Ce moment politique aura produit bien plus qu’une simple contestation ponctuelle :

  • Il aura généré un dossier politique solide, alimenté par des analyses juridiques rigoureuses, des mémoires étoffés et des interventions publiques constantes.
  • Il aura contribué à forger un front syndical uni, où des organisations représentant des centaines de milliers de travailleuses et de travailleurs ont parlé d’une seule voix.
  • Il aura permis la naissance d’un mouvement universitaire mobilisé, capable d’articuler clairement ce qui est en jeu pour la mission d’intérêt public des universités — et pour la démocratie elle-même.
  • Il aura enfin entraîné une prise de parole forte et assumée sur la démocratie syndicale, rappelant que la liberté d’association n’est ni accessoire ni négociable.

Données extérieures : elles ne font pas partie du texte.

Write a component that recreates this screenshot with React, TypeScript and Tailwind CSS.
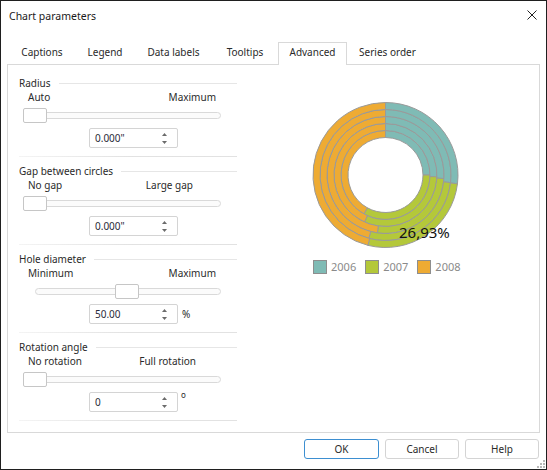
import React from 'react';

const TABS = [
  { label: 'Captions', w: 'w-[66px]' },
  { label: 'Legend', w: 'w-[60px]' },
  { label: 'Data labels', w: 'w-[77px]' },
  { label: 'Tooltips', w: 'w-[66px]' },
  { label: 'Advanced', w: 'w-[69px]', active: true },
  { label: 'Series order', w: 'w-[81px]' },
];

const SECTIONS = [
  { title: 'Radius', left: 'Auto', right: 'Maximum', rightPad: 'pr-[21px]', track: 'ml-[4px] w-[198px]', thumb: 'left-0', value: '0.000"', unit: '' },
  { title: 'Gap between circles', left: 'No gap', right: 'Large gap', rightPad: 'pr-[44px]', track: 'ml-[4px] w-[198px]', thumb: 'left-0', value: '0.000"', unit: '' },
  { title: 'Hole diameter', left: 'Minimum', right: 'Maximum', rightPad: 'pr-[21px]', track: 'ml-[16px] w-[186px]', thumb: 'left-[80px]', value: '50.00', unit: '%' },
  { title: 'Rotation angle', left: 'No rotation', right: 'Full rotation', rightPad: 'pr-[41px]', track: 'ml-[4px] w-[198px]', thumb: 'left-0', value: '0', unit: 'deg' },
];

// end angles (deg, clockwise from top) of 2006 and 2007 for each ring, inner -> outer
const RINGS = [
  [90, 209],
  [92, 204],
  [93.5, 188],
  [96.7, 194.7],
  [97, 194],
];
const COLORS = ['#7fbbb5', '#b4c83a', '#eeab33'];

const CX = 75.5;
const CY = 75;

function pt(r: number, a: number) {
  const rad = (a * Math.PI) / 180;
  return `${(CX + r * Math.sin(rad)).toFixed(2)} ${(CY - r * Math.cos(rad)).toFixed(2)}`;
}

function sector(r0: number, r1: number, a0: number, a1: number) {
  const large = a1 - a0 > 180 ? 1 : 0;
  return `M ${pt(r1, a0)} A ${r1} ${r1} 0 ${large} 1 ${pt(r1, a1)} L ${pt(r0, a1)} A ${r0} ${r0} 0 ${large} 0 ${pt(r0, a0)} Z`;
}

function SpinArrows() {
  return (
    <svg width="5" height="11" viewBox="0 0 5 11" className="mr-[10px]">
      <polygon points="0,3 5,3 2.5,0" fill="#6b6b6b" />
      <polygon points="0,8 5,8 2.5,11" fill="#6b6b6b" />
    </svg>
  );
}

function Section({ s }: { s: (typeof SECTIONS)[number] }) {
  return (
    <div className="flex h-[88px] flex-col">
      <div className="flex h-[14px] items-center gap-[8px]">
        <span className="leading-[14px]">{s.title}</span>
        <div className="h-px flex-1 bg-[#e6e6e6]" />
      </div>
      <div className={`flex h-[14px] items-center justify-between pl-[9px] leading-[14px] ${s.rightPad}`}>
        <span>{s.left}</span>
        <span>{s.right}</span>
      </div>
      <div className={`relative mt-[4px] h-[15px] ${s.track}`}>
        <div className="mt-[4px] h-[7px] rounded-[4px] border border-[#d9d9d9] bg-[#fbfbfb]" />
        <div className={`absolute top-0 h-[15px] w-[24px] rounded-[2px] border border-[#c6c6c6] bg-white ${s.thumb}`} />
      </div>
      <div className="ml-[70px] mt-[5px] flex h-[20px] items-center">
        <div className="flex h-[20px] w-[89px] items-center justify-between rounded-[2px] border border-[#d4d4d4] bg-white pl-[5px]">
          <span className="leading-[14px] text-[#2b2b3a]">{s.value}</span>
          <SpinArrows />
        </div>
        {s.unit === '%' && <span className="ml-[4px] leading-[14px]">%</span>}
        {s.unit === 'deg' && <span className="ml-[3px] -mt-[14px] text-[8px] leading-[8px]">o</span>}
      </div>
      <div className="mt-[8px] h-px bg-linear-to-r from-[#f4f4f4] via-[#e2e2e2] to-[#e2e2e2]" />
    </div>
  );
}

function Donut() {
  const radii = [37.5, 44.5, 51.5, 58.5, 65.5, 72.5];
  return (
    <svg width="151" height="150" viewBox="0 0 151 150">
      {RINGS.map(([a, b], i) => {
        const r0 = radii[i];
        const r1 = radii[i + 1];
        const segs = [
          [0, a],
          [a, b],
          [b, 360],
        ];
        return segs.map(([s, e], j) => (
          <path key={`${i}-${j}`} d={sector(r0, r1, s, e)} fill={COLORS[j]} stroke="#9a9a9a" strokeWidth="1" />
        ));
      })}
      <text x="89" y="138" fontSize="15" fill="#111" fontFamily="'Noto Sans', sans-serif">
        26,93%
      </text>
    </svg>
  );
}

export default function App() {
  return (
    <div className="relative flex h-[470px] w-[547px] flex-col border border-[#1f1f1f] bg-white font-['Noto_Sans',sans-serif] text-[10px] text-[#2a2a2a]">
      {/* Title bar */}
      <div className="flex h-[41px] items-start justify-between">
        <span className="ml-[8px] mt-[7px] text-[10.5px] leading-[16px] text-[#1a1a1a]">Chart parameters</span>
        <svg width="10" height="10" viewBox="0 0 10 10" className="mr-[9px] mt-[9px]">
          <path d="M0.5 0.5 L9.5 9.5 M9.5 0.5 L0.5 9.5" stroke="#222" strokeWidth="1" />
        </svg>
      </div>

      {/* Tabs */}
      <div className="relative z-10 ml-[8px] flex h-[23px] items-end">
        {TABS.map((t) =>
          t.active ? (
            <div
              key={t.label}
              className={`flex h-[23px] items-center justify-center border-x border-t border-[#d9d9d9] bg-white pb-[3px] ${t.w}`}
            >
              {t.label}
            </div>
          ) : (
            <div key={t.label} className={`flex h-[23px] items-center justify-center pb-[3px] ${t.w}`}>
              {t.label}
            </div>
          )
        )}
      </div>

      {/* Panel */}
      <div className="mx-[6px] -mt-px flex h-[369px] border border-[#d9d9d9]">
        <div className="w-[229px] pl-[11px] pt-[11px]">
          {SECTIONS.map((s) => (
            <Section key={s.title} s={s} />
          ))}
        </div>
        <div className="flex flex-col pl-[73px] pt-[35px]">
          <Donut />
          <div className="ml-[3px] mt-[10px] flex items-center text-[11px] leading-[14px] text-[#8a8a8a]">
            {['2006', '2007', '2008'].map((y, i) => (
              <div key={y} className="mr-[9px] flex items-center gap-[4px]">
                <div
                  className={`h-[14px] w-[14px] border border-[#8e8e8e] ${
                    i === 0 ? 'bg-[#7fbbb5]' : i === 1 ? 'bg-[#b4c83a]' : 'bg-[#eeab33]'
                  }`}
                />
                <span>{y}</span>
              </div>
            ))}
          </div>
        </div>
      </div>

      {/* Buttons */}
      <div className="flex justify-end gap-[6px] pr-[7px] pt-[6px]">
        <button className="h-[20px] w-[75px] rounded-[3px] border border-[#3d8fd1] bg-white leading-[14px] text-[#2a2a2a]">OK</button>
        <button className="h-[20px] w-[74px] rounded-[3px] border border-[#d4d4d4] bg-white leading-[14px] text-[#2a2a2a]">Cancel</button>
        <button className="h-[20px] w-[74px] rounded-[3px] border border-[#d4d4d4] bg-white leading-[14px] text-[#2a2a2a]">Help</button>
      </div>

      {/* Resize grip */}
      <svg width="8" height="8" viewBox="0 0 8 8" className="absolute bottom-[1px] right-[1px]">
        <rect x="6" y="0" width="2" height="2" fill="#b8b8b8" />
        <rect x="3" y="3" width="2" height="2" fill="#b8b8b8" />
        <rect x="6" y="3" width="2" height="2" fill="#b8b8b8" />
        <rect x="0" y="6" width="2" height="2" fill="#b8b8b8" />
        <rect x="3" y="6" width="2" height="2" fill="#b8b8b8" />
        <rect x="6" y="6" width="2" height="2" fill="#b8b8b8" />
      </svg>
    </div>
  );
}
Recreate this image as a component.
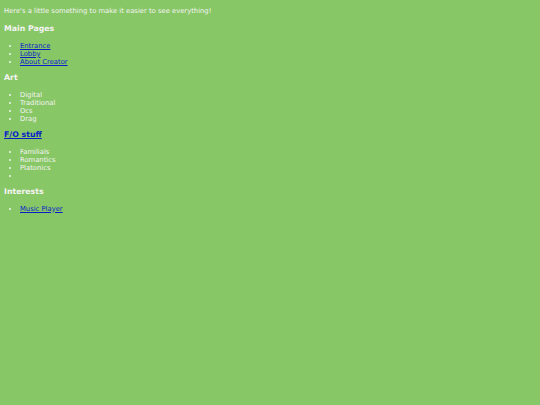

Autrement dit, si le gouvernement avance, il avance désormais face à un rapport de force qu’il n’avait pas anticipé : un mouvement large, transversal et résilient. Un mouvement qui, loin de s’essouffler, se structure.

Et c’est précisément là que commence la suite.

Drapeau de la FQPPU flottant lors de la manifestation du 29 novembre contre le projet de loi 3 au Québec.

Car pour la FQPPU, ce moment n’est pas la fin — c’est un point d’inflexion. Quelle que soit l’issue parlementaire, notre engagement demeure inchangé : défendre la mission universitaire, préserver la démocratie syndicale et garantir la capacité des voix critiques à jouer pleinement leur rôle dans une société libre.

Ce combat ne se limitera pas à l’arène législative. Il se poursuivra :

  • devant les tribunaux, là où les principes constitutionnels devront être réaffirmés ;
  • dans l’espace public, par l’éducation, la vigilance et l’intervention ;
  • dans les alliances syndicales, universitaires et citoyennes ;
  • dans les actions politiques futures, lorsque des gouvernements devront répondre de leurs choix.

Il s’agit d’un effort de long terme, fondé sur une conviction simple : nous ne réagissons pas seulement à une loi. Nous protégeons un droit fondamental.

La FQPPU sera au rendez-vous.

Avec ses membres.

Avec ses allié·es.

Avec toutes celles et ceux pour qui la participation citoyenne et la justice sociale ne sont pas des slogans, mais des impondérables.

Ce n’est pas la fin d’un chapitre. C’est le début d’une mobilisation durable.